— Task to carry out —
An exact copy of all the data is required, with pictures left out.

— Data lines —
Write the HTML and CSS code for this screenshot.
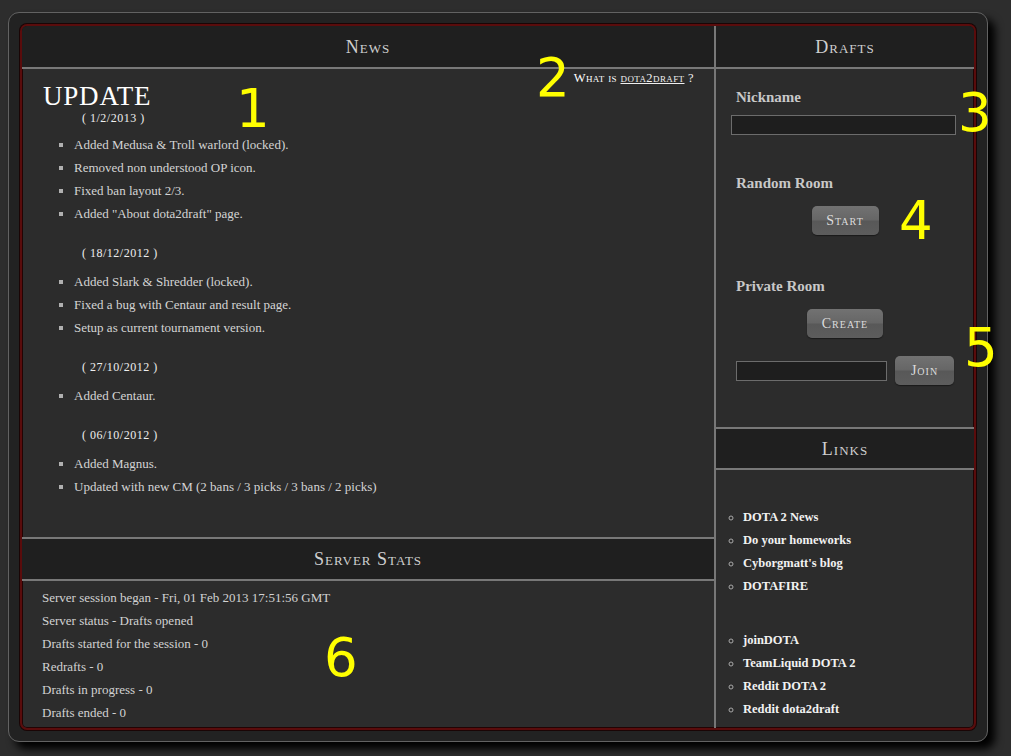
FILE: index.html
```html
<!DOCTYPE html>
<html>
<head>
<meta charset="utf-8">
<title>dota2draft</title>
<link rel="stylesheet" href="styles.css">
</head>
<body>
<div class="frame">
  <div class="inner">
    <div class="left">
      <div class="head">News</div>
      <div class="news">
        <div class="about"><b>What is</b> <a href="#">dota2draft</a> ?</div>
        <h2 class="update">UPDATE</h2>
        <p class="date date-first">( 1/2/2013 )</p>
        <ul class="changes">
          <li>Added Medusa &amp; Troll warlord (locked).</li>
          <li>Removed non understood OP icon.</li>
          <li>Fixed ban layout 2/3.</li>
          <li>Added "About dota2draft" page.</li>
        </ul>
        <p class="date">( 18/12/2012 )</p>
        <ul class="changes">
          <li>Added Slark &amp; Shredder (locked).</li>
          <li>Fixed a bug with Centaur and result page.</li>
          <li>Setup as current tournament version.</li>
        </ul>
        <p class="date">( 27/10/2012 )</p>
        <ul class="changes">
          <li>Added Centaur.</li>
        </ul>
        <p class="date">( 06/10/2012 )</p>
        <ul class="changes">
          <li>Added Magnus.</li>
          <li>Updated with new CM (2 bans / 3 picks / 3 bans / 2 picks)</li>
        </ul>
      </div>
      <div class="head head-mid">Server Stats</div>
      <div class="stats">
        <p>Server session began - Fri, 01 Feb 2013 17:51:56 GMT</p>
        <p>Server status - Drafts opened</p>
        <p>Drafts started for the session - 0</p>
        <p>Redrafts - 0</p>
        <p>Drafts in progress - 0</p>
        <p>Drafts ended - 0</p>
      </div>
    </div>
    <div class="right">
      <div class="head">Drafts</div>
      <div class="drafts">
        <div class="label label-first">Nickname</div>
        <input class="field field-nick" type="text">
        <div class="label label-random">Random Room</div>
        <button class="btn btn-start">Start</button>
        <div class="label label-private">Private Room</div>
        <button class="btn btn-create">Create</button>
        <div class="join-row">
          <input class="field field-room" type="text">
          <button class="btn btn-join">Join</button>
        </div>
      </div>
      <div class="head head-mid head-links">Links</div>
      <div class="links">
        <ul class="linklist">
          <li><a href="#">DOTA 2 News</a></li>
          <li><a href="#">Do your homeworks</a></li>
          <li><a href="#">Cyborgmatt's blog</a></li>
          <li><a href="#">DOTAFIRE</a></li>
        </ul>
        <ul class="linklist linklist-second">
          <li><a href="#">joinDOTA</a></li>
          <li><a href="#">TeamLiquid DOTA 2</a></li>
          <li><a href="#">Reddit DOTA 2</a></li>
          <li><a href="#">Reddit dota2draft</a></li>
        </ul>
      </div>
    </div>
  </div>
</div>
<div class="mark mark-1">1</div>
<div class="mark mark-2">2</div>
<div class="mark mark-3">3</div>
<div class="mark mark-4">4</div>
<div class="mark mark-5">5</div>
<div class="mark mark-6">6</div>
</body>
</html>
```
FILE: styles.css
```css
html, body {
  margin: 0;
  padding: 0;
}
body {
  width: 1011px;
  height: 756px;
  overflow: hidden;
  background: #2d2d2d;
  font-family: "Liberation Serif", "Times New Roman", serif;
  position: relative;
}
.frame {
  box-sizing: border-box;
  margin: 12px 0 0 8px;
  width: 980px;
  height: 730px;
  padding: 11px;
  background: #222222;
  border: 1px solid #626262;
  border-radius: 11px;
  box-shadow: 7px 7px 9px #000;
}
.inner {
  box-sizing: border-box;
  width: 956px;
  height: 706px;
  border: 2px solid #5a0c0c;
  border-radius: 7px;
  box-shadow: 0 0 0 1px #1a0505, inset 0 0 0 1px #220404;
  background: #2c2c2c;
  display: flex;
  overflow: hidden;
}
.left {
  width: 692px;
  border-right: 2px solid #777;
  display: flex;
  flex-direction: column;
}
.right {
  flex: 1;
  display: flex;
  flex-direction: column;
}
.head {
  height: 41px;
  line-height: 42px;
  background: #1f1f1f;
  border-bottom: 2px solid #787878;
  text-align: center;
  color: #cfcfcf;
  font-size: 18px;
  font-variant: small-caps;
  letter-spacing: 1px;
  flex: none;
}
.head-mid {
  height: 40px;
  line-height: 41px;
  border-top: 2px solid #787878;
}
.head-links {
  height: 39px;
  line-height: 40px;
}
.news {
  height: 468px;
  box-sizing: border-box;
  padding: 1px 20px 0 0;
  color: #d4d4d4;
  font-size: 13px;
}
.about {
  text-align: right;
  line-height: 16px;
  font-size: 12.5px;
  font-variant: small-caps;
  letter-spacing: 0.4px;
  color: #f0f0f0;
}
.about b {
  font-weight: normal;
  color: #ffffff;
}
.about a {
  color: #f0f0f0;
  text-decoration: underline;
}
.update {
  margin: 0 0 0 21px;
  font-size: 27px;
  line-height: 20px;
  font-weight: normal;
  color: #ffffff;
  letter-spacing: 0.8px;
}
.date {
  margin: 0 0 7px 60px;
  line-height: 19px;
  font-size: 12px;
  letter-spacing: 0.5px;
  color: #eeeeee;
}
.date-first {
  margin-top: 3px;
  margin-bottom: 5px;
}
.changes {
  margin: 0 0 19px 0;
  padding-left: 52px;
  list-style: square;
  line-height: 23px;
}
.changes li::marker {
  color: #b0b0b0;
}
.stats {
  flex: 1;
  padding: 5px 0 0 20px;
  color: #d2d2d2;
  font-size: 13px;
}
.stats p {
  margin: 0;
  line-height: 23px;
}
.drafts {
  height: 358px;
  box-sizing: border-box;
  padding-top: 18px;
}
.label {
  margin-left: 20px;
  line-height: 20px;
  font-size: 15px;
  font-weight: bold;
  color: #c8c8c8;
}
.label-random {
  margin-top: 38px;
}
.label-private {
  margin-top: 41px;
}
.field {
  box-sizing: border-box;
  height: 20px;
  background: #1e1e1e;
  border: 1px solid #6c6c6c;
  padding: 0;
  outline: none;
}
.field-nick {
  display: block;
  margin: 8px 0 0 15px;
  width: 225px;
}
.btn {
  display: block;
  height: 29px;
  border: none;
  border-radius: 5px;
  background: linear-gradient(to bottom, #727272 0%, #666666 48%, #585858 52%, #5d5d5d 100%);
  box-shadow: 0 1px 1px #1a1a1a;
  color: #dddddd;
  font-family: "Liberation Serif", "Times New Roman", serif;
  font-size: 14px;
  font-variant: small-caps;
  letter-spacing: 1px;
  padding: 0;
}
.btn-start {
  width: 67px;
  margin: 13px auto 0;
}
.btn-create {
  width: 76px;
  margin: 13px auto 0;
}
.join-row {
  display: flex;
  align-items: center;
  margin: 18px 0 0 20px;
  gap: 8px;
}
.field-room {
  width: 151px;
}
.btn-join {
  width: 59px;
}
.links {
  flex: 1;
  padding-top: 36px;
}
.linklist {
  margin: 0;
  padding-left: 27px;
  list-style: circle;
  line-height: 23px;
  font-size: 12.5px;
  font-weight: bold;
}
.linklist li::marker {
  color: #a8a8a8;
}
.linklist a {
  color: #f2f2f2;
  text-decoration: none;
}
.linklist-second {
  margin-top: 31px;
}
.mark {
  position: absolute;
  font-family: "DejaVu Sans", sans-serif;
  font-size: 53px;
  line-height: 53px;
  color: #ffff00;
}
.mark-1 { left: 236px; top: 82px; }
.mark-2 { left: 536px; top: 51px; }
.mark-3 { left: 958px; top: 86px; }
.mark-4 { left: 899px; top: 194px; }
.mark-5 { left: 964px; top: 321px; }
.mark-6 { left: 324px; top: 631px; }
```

— Solution for this problem —
Write the HTML and CSS code for this screenshot.
FILE: index.html
```html
<!DOCTYPE html>
<html>
<head>
<meta charset="utf-8">
<title>dota2draft</title>
<link rel="stylesheet" href="styles.css">
</head>
<body>
<div class="frame">
  <div class="inner">
    <div class="left">
      <div class="head">News</div>
      <div class="news">
        <div class="about"><b>What is</b> <a href="#">dota2draft</a> ?</div>
        <h2 class="update">UPDATE</h2>
        <p class="date date-first">( 1/2/2013 )</p>
        <ul class="changes">
          <li>Added Medusa &amp; Troll warlord (locked).</li>
          <li>Removed non understood OP icon.</li>
          <li>Fixed ban layout 2/3.</li>
          <li>Added "About dota2draft" page.</li>
        </ul>
        <p class="date">( 18/12/2012 )</p>
        <ul class="changes">
          <li>Added Slark &amp; Shredder (locked).</li>
          <li>Fixed a bug with Centaur and result page.</li>
          <li>Setup as current tournament version.</li>
        </ul>
        <p class="date">( 27/10/2012 )</p>
        <ul class="changes">
          <li>Added Centaur.</li>
        </ul>
        <p class="date">( 06/10/2012 )</p>
        <ul class="changes">
          <li>Added Magnus.</li>
          <li>Updated with new CM (2 bans / 3 picks / 3 bans / 2 picks)</li>
        </ul>
      </div>
      <div class="head head-mid">Server Stats</div>
      <div class="stats">
        <p>Server session began - Fri, 01 Feb 2013 17:51:56 GMT</p>
        <p>Server status - Drafts opened</p>
        <p>Drafts started for the session - 0</p>
        <p>Redrafts - 0</p>
        <p>Drafts in progress - 0</p>
        <p>Drafts ended - 0</p>
      </div>
    </div>
    <div class="right">
      <div class="head">Drafts</div>
      <div class="drafts">
        <div class="label label-first">Nickname</div>
        <input class="field field-nick" type="text">
        <div class="label label-random">Random Room</div>
        <button class="btn btn-start">Start</button>
        <div class="label label-private">Private Room</div>
        <button class="btn btn-create">Create</button>
        <div class="join-row">
          <input class="field field-room" type="text">
          <button class="btn btn-join">Join</button>
        </div>
      </div>
      <div class="head head-mid head-links">Links</div>
      <div class="links">
        <ul class="linklist">
          <li><a href="#">DOTA 2 News</a></li>
          <li><a href="#">Do your homeworks</a></li>
          <li><a href="#">Cyborgmatt's blog</a></li>
          <li><a href="#">DOTAFIRE</a></li>
        </ul>
        <ul class="linklist linklist-second">
          <li><a href="#">joinDOTA</a></li>
          <li><a href="#">TeamLiquid DOTA 2</a></li>
          <li><a href="#">Reddit DOTA 2</a></li>
          <li><a href="#">Reddit dota2draft</a></li>
        </ul>
      </div>
    </div>
  </div>
</div>
<div class="mark mark-1">1</div>
<div class="mark mark-2">2</div>
<div class="mark mark-3">3</div>
<div class="mark mark-4">4</div>
<div class="mark mark-5">5</div>
<div class="mark mark-6">6</div>
</body>
</html>
```
FILE: styles.css
```css
html, body {
  margin: 0;
  padding: 0;
}
body {
  width: 1011px;
  height: 756px;
  overflow: hidden;
  background: #2d2d2d;
  font-family: "Liberation Serif", "Times New Roman", serif;
  position: relative;
}
.frame {
  box-sizing: border-box;
  margin: 12px 0 0 8px;
  width: 980px;
  height: 730px;
  padding: 11px;
  background: #222222;
  border: 1px solid #626262;
  border-radius: 11px;
  box-shadow: 7px 7px 9px #000;
}
.inner {
  box-sizing: border-box;
  width: 956px;
  height: 706px;
  border: 2px solid #5a0c0c;
  border-radius: 7px;
  box-shadow: 0 0 0 1px #1a0505, inset 0 0 0 1px #220404;
  background: #2c2c2c;
  display: flex;
  overflow: hidden;
}
.left {
  width: 692px;
  border-right: 2px solid #777;
  display: flex;
  flex-direction: column;
}
.right {
  flex: 1;
  display: flex;
  flex-direction: column;
}
.head {
  height: 41px;
  line-height: 42px;
  background: #1f1f1f;
  border-bottom: 2px solid #787878;
  text-align: center;
  color: #cfcfcf;
  font-size: 18px;
  font-variant: small-caps;
  letter-spacing: 1px;
  flex: none;
}
.head-mid {
  height: 40px;
  line-height: 41px;
  border-top: 2px solid #787878;
}
.head-links {
  height: 39px;
  line-height: 40px;
}
.news {
  height: 468px;
  box-sizing: border-box;
  padding: 1px 20px 0 0;
  color: #d4d4d4;
  font-size: 13px;
}
.about {
  text-align: right;
  line-height: 16px;
  font-size: 12.5px;
  font-variant: small-caps;
  letter-spacing: 0.4px;
  color: #f0f0f0;
}
.about b {
  font-weight: normal;
  color: #ffffff;
}
.about a {
  color: #f0f0f0;
  text-decoration: underline;
}
.update {
  margin: 0 0 0 21px;
  font-size: 27px;
  line-height: 20px;
  font-weight: normal;
  color: #ffffff;
  letter-spacing: 0.8px;
}
.date {
  margin: 0 0 7px 60px;
  line-height: 19px;
  font-size: 12px;
  letter-spacing: 0.5px;
  color: #eeeeee;
}
.date-first {
  margin-top: 3px;
  margin-bottom: 5px;
}
.changes {
  margin: 0 0 19px 0;
  padding-left: 52px;
  list-style: square;
  line-height: 23px;
}
.changes li::marker {
  color: #b0b0b0;
}
.stats {
  flex: 1;
  padding: 5px 0 0 20px;
  color: #d2d2d2;
  font-size: 13px;
}
.stats p {
  margin: 0;
  line-height: 23px;
}
.drafts {
  height: 358px;
  box-sizing: border-box;
  padding-top: 18px;
}
.label {
  margin-left: 20px;
  line-height: 20px;
  font-size: 15px;
  font-weight: bold;
  color: #c8c8c8;
}
.label-random {
  margin-top: 38px;
}
.label-private {
  margin-top: 41px;
}
.field {
  box-sizing: border-box;
  height: 20px;
  background: #1e1e1e;
  border: 1px solid #6c6c6c;
  padding: 0;
  outline: none;
}
.field-nick {
  display: block;
  margin: 8px 0 0 15px;
  width: 225px;
}
.btn {
  display: block;
  height: 29px;
  border: none;
  border-radius: 5px;
  background: linear-gradient(to bottom, #727272 0%, #666666 48%, #585858 52%, #5d5d5d 100%);
  box-shadow: 0 1px 1px #1a1a1a;
  color: #dddddd;
  font-family: "Liberation Serif", "Times New Roman", serif;
  font-size: 14px;
  font-variant: small-caps;
  letter-spacing: 1px;
  padding: 0;
}
.btn-start {
  width: 67px;
  margin: 13px auto 0;
}
.btn-create {
  width: 76px;
  margin: 13px auto 0;
}
.join-row {
  display: flex;
  align-items: center;
  margin: 18px 0 0 20px;
  gap: 8px;
}
.field-room {
  width: 151px;
}
.btn-join {
  width: 59px;
}
.links {
  flex: 1;
  padding-top: 36px;
}
.linklist {
  margin: 0;
  padding-left: 27px;
  list-style: circle;
  line-height: 23px;
  font-size: 12.5px;
  font-weight: bold;
}
.linklist li::marker {
  color: #a8a8a8;
}
.linklist a {
  color: #f2f2f2;
  text-decoration: none;
}
.linklist-second {
  margin-top: 31px;
}
.mark {
  position: absolute;
  font-family: "DejaVu Sans", sans-serif;
  font-size: 53px;
  line-height: 53px;
  color: #ffff00;
}
.mark-1 { left: 236px; top: 82px; }
.mark-2 { left: 536px; top: 51px; }
.mark-3 { left: 958px; top: 86px; }
.mark-4 { left: 899px; top: 194px; }
.mark-5 { left: 964px; top: 321px; }
.mark-6 { left: 324px; top: 631px; }
```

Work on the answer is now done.